--- Required work ---
Take the lines from the top down to and including the one with "FileText, Trash2, Check" and repeat them exactly. Omit images.

— start —

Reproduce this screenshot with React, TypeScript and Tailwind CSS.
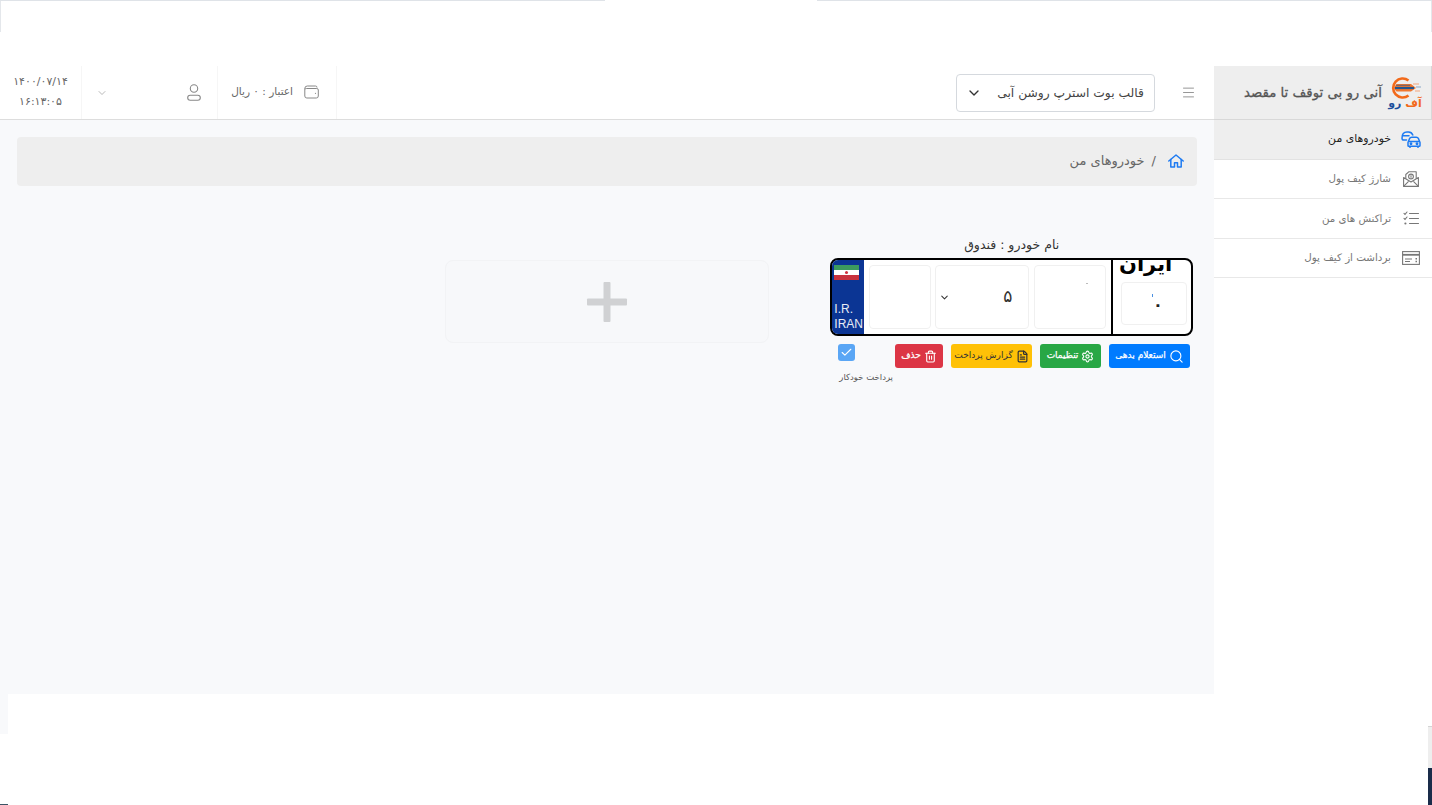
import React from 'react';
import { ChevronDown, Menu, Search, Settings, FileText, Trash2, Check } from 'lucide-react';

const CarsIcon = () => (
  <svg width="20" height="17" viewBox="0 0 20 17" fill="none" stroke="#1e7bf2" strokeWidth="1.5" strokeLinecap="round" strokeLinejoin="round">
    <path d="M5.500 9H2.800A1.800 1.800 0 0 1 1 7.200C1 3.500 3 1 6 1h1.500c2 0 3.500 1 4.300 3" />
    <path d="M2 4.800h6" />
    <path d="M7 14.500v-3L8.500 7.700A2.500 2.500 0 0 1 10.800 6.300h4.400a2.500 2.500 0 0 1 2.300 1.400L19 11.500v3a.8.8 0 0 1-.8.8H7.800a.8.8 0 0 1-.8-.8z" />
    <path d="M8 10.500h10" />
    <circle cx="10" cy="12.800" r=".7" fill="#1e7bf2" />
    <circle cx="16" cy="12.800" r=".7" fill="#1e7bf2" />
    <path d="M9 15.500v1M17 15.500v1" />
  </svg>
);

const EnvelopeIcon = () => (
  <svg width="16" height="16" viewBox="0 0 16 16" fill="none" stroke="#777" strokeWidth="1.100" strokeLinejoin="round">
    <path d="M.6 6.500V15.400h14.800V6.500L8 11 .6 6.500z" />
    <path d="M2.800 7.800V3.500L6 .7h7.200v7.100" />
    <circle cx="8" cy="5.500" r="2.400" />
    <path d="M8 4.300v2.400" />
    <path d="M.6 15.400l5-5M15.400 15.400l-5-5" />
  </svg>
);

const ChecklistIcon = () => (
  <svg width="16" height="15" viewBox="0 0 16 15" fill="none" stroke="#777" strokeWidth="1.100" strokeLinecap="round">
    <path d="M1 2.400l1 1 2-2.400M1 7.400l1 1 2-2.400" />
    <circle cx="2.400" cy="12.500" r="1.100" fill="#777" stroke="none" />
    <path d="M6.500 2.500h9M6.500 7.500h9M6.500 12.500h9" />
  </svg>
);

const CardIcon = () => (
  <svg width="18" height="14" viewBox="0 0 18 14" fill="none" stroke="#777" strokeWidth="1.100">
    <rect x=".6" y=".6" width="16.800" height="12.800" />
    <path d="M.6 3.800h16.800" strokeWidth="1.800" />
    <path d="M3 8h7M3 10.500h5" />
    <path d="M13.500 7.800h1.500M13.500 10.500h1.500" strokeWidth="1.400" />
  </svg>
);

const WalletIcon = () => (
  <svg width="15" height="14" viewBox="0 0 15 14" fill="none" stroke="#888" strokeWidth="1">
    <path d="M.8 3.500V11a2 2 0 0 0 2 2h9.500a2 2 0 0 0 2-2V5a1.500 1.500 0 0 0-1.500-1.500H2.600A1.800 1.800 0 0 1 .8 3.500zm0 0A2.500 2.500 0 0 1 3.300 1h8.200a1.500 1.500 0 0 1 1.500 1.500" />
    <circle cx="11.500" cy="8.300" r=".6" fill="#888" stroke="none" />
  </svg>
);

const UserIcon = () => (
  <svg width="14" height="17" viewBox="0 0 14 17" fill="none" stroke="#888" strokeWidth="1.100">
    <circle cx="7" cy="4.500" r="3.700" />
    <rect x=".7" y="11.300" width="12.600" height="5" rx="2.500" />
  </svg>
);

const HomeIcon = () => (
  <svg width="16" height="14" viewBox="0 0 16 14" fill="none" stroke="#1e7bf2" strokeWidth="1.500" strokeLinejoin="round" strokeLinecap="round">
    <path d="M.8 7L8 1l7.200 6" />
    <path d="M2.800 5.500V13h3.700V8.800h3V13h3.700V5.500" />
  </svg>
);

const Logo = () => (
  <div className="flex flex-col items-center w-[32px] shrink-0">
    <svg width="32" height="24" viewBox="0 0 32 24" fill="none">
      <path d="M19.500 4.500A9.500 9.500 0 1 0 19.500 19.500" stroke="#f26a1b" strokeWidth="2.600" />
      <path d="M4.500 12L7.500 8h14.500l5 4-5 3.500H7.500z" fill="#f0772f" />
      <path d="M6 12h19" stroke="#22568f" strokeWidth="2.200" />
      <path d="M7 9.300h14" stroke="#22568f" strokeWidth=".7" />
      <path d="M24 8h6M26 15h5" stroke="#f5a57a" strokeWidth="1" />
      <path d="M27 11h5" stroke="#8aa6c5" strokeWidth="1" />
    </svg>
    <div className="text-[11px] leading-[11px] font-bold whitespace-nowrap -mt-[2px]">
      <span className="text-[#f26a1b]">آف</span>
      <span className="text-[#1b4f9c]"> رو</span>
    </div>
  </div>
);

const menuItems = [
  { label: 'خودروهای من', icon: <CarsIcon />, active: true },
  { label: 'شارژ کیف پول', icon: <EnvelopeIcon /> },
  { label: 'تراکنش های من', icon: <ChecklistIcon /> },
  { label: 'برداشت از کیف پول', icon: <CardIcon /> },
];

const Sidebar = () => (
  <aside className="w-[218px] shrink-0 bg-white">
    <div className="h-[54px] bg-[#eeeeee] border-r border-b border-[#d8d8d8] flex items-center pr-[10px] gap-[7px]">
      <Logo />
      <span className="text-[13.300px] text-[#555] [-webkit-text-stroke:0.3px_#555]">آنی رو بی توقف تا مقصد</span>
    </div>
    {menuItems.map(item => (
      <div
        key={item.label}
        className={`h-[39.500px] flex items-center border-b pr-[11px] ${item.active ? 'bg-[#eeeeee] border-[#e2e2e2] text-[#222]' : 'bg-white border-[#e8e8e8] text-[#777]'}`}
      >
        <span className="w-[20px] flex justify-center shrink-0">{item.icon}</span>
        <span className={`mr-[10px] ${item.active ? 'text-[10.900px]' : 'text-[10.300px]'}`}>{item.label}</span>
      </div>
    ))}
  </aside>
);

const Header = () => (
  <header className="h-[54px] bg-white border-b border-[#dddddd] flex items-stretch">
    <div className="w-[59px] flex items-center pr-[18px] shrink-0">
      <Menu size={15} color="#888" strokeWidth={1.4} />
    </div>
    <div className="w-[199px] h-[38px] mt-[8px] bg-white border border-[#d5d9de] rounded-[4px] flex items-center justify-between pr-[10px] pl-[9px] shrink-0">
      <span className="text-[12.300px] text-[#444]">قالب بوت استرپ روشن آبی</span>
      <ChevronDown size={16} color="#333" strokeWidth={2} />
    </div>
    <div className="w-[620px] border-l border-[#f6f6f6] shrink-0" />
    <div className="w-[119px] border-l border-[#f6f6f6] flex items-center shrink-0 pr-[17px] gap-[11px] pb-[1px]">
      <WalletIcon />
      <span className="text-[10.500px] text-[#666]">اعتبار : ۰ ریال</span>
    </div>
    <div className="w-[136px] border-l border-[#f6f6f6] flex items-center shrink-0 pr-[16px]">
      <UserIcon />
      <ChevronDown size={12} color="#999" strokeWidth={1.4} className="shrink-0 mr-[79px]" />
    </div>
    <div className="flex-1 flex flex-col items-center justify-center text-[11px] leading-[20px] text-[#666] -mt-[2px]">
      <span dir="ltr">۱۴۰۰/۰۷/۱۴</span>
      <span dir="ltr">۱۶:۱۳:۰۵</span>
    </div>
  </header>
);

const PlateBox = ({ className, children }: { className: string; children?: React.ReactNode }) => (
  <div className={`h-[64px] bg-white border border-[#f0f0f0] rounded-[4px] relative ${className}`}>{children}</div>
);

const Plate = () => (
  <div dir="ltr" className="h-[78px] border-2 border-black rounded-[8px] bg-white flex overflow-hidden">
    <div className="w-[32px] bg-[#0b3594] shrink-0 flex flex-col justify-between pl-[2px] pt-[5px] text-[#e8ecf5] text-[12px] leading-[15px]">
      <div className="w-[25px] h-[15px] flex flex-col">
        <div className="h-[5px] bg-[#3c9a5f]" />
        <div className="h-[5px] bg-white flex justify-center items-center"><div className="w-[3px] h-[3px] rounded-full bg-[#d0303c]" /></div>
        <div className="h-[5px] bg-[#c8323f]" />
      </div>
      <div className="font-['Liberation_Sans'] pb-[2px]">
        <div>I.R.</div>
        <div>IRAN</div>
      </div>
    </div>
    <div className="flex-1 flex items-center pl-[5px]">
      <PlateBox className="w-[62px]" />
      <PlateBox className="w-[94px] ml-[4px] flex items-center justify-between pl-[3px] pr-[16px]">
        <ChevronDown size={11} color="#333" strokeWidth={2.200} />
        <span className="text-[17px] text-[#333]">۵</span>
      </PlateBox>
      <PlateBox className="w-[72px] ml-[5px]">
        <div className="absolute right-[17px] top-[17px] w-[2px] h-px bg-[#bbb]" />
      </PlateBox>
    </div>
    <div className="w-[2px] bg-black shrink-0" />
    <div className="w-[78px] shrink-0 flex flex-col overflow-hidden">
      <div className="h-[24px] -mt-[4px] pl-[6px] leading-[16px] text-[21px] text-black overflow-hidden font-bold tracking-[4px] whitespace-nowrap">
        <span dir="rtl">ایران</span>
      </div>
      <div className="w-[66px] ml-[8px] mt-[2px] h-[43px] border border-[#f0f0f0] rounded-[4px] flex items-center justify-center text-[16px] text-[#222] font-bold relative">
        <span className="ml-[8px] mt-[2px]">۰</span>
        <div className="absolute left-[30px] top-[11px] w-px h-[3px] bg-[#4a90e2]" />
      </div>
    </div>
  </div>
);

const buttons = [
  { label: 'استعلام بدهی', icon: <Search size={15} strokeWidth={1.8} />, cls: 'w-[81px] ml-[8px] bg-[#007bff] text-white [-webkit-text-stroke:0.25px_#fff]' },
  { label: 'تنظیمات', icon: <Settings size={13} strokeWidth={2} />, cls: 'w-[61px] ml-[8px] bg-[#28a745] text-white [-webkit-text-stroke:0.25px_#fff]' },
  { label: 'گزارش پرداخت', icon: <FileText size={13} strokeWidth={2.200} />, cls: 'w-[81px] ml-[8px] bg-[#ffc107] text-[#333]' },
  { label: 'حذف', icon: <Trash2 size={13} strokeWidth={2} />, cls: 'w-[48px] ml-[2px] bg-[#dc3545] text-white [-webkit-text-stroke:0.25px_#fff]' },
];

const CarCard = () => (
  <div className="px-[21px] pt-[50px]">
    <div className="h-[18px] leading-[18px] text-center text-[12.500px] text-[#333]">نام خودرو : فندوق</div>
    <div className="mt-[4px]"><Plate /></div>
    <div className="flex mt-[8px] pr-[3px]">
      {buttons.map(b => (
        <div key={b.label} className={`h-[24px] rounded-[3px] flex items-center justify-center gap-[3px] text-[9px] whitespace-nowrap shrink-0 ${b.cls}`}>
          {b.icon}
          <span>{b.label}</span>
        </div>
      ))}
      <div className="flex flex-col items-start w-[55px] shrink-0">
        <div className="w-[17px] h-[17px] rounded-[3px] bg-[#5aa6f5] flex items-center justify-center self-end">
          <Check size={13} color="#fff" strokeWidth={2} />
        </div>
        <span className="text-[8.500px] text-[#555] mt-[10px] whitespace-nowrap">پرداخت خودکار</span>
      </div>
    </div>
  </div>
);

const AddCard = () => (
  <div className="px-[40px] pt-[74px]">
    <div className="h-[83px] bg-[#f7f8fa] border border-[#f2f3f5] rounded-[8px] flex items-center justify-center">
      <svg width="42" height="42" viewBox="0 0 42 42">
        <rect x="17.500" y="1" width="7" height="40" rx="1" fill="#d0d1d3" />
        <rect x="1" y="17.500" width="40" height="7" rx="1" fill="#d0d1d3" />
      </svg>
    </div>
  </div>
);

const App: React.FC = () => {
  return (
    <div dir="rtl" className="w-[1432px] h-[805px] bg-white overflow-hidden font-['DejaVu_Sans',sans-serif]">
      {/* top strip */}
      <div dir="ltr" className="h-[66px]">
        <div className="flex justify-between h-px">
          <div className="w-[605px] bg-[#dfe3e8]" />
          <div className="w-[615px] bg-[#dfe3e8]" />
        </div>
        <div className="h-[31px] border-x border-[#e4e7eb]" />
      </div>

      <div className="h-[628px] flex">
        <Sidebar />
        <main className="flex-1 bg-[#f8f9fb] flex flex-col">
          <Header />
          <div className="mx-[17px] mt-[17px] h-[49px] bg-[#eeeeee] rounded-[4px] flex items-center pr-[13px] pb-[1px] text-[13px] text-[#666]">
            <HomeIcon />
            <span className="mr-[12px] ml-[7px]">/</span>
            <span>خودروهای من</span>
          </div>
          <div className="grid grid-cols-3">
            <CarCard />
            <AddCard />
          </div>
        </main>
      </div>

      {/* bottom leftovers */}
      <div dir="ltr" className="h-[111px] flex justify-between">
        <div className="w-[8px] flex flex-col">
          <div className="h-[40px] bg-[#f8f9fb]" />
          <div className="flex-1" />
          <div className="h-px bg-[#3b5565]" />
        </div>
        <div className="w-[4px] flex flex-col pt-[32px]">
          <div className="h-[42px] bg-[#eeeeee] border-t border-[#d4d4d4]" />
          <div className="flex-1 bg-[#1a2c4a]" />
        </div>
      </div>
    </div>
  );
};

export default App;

— end —

--- Task result ---
Reproduce this screenshot with React, TypeScript and Tailwind CSS.
import React from 'react';
import { ChevronDown, Menu, Search, Settings, FileText, Trash2, Check } from 'lucide-react';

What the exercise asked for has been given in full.